How Random is That?

Students are convenient research subjects but they're not a simple sample

Compared to the hard rock of empirical methods, 18- to 20-year-old college students are a wet marsh of spontaneous behavior and malleable minds. In 1971, notable personality researcher Rae Carlson called students “unfinished personalities” who may fundamentally differ from non-students in a number of psychological ways. Fifteen years later, APS Fellow and Charter Member David O. Sears wrote in the Journal of Personality and Social Psychology that “college students are likely to have less-crystallized attitudes, less-formulated senses of self, stronger cognitive skills, stronger tendencies to comply with authority, and more unstable peer group relationships.” They change personal ideologies from lecture to lecture, scuttle to and fro as their hormones direct, wake up at six o’clock — in the evening. But despite being behavioral works-in-progress, college students remain the primary subject pool for most psychological researchers, leaving some to question whether findings from this “convenient” population can generalize to the world at large.

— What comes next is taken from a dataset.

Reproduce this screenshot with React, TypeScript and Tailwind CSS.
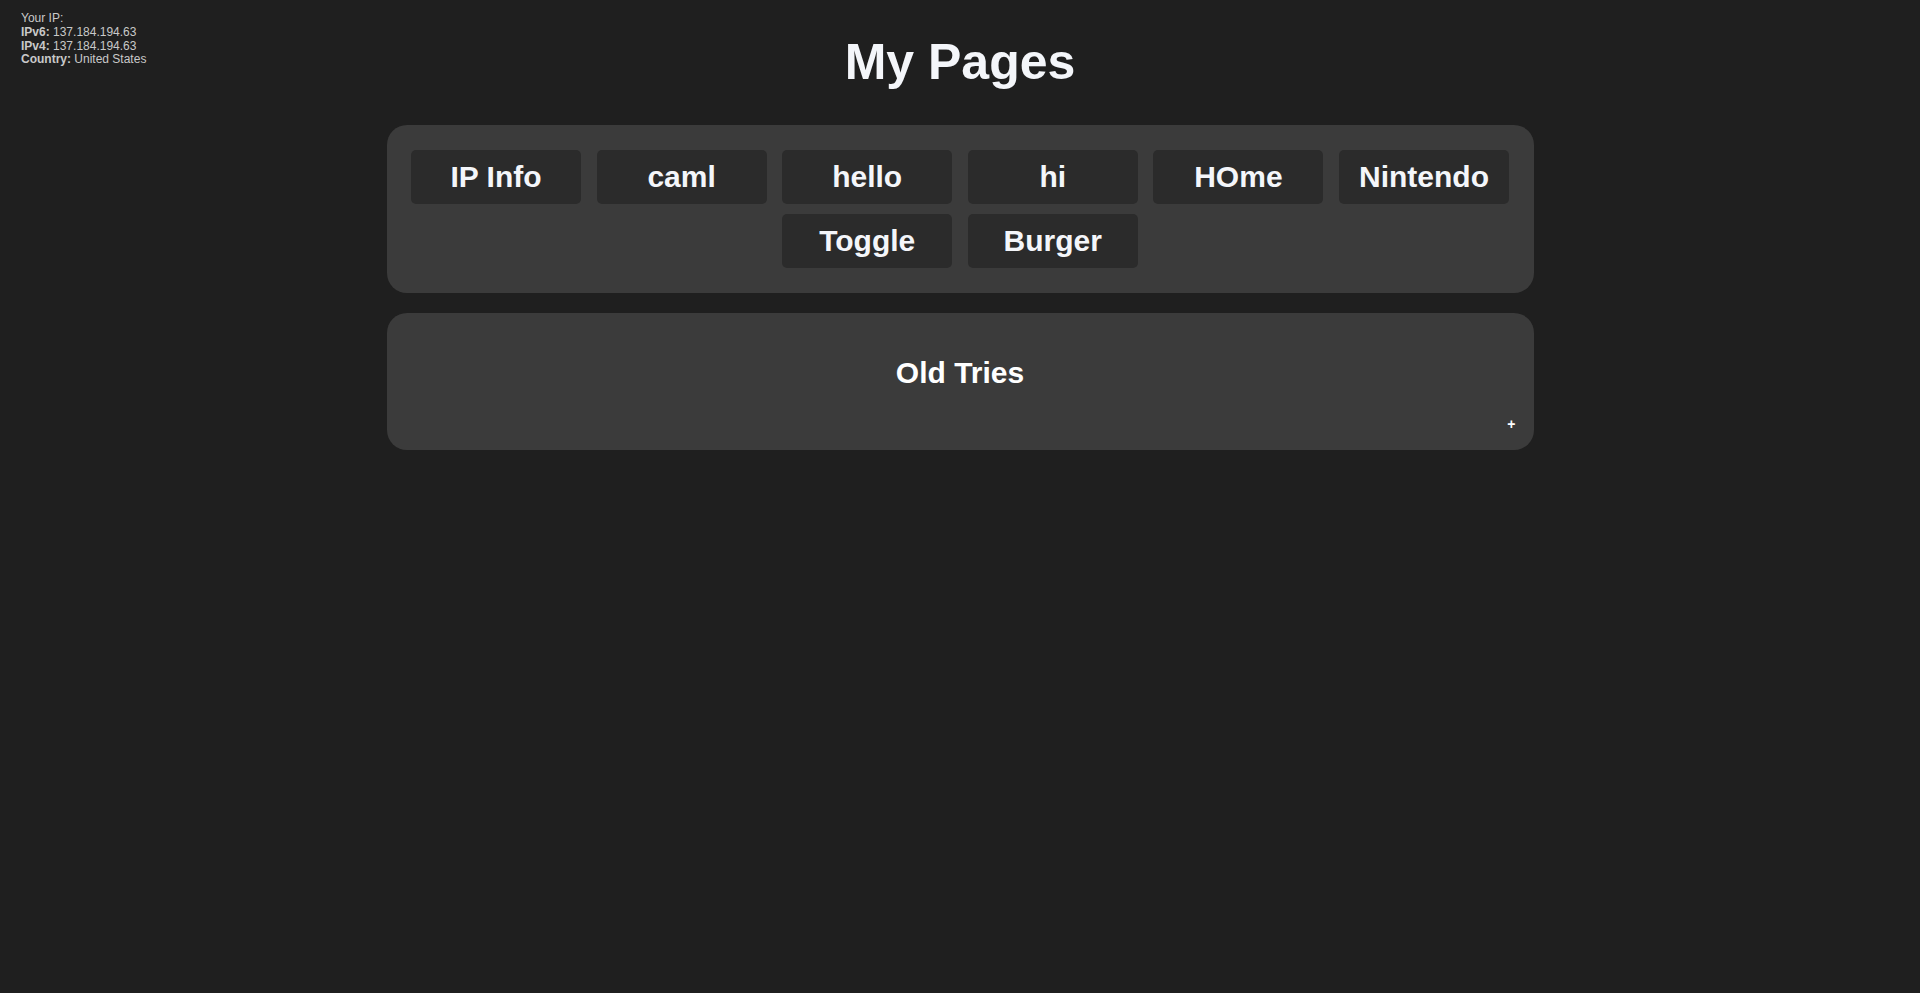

“The goal of psychology is to make nomothetic laws — laws that apply to all people,” said APS Fellow Lisa Feldman Barrett, Boston College. “The question is, how well can you do that when you’re sampling by convenience?”

The question is an important one, considering that in 1999, students made up 86 percent of the samples for subject-based articles appearing in the Personality and Social Psychology Bulletin, and 63 percent for the Journal of Personality and Social Psychology, according to a study led by APS Fellow Richard C. Sherman. Since its inception in 1992, the Journal of Consumer Psychology has included college samples in another 86 percent of its empirically based articles.

Though the numbers may seem alarming, asking why students are so widely used is like asking why breathing air is the preferred method for oxygen intake — the reasons range from the obvious to the more obvious. “They are a very convenient and captive subject pool that researchers can dip into with relative ease,” said Michael Hunter, University of Victoria. So convenient, they are commonly known as the “convenience sample,” often showing up at a researcher’s door as part of a requirement for an introductory psychology class.

The price is right, too, said APS Fellow and Charter Member Peter Killeen, Arizona State University. “They’re cheaper than white rats, and they’re more similar to the population to which we hope to generalize,” he said. “And they seldom bite.” Feldman Barrett believes that without these low-cost, easy-access samples, textbooks would be as empty as journals and her lab would be as empty as either; in such a scenario, she predicts being able to run merely a quarter of the experiments she does now.

Ironically, just about the only thing college samples have not been used to study are themselves. It is this lack of empirical confirmation that APS Fellow and Charter Member Harry Reis, editor of Current Directions in Psychological Science, calls the most definitive reason why students remain the default sample. “The suspicion that the literature is flawed because of reliance on college students has been around for a long time,” said Reis, University of Rochester. “The objection is an obvious one, but I’ve never seen data, to date, showing that it is a serious problem.”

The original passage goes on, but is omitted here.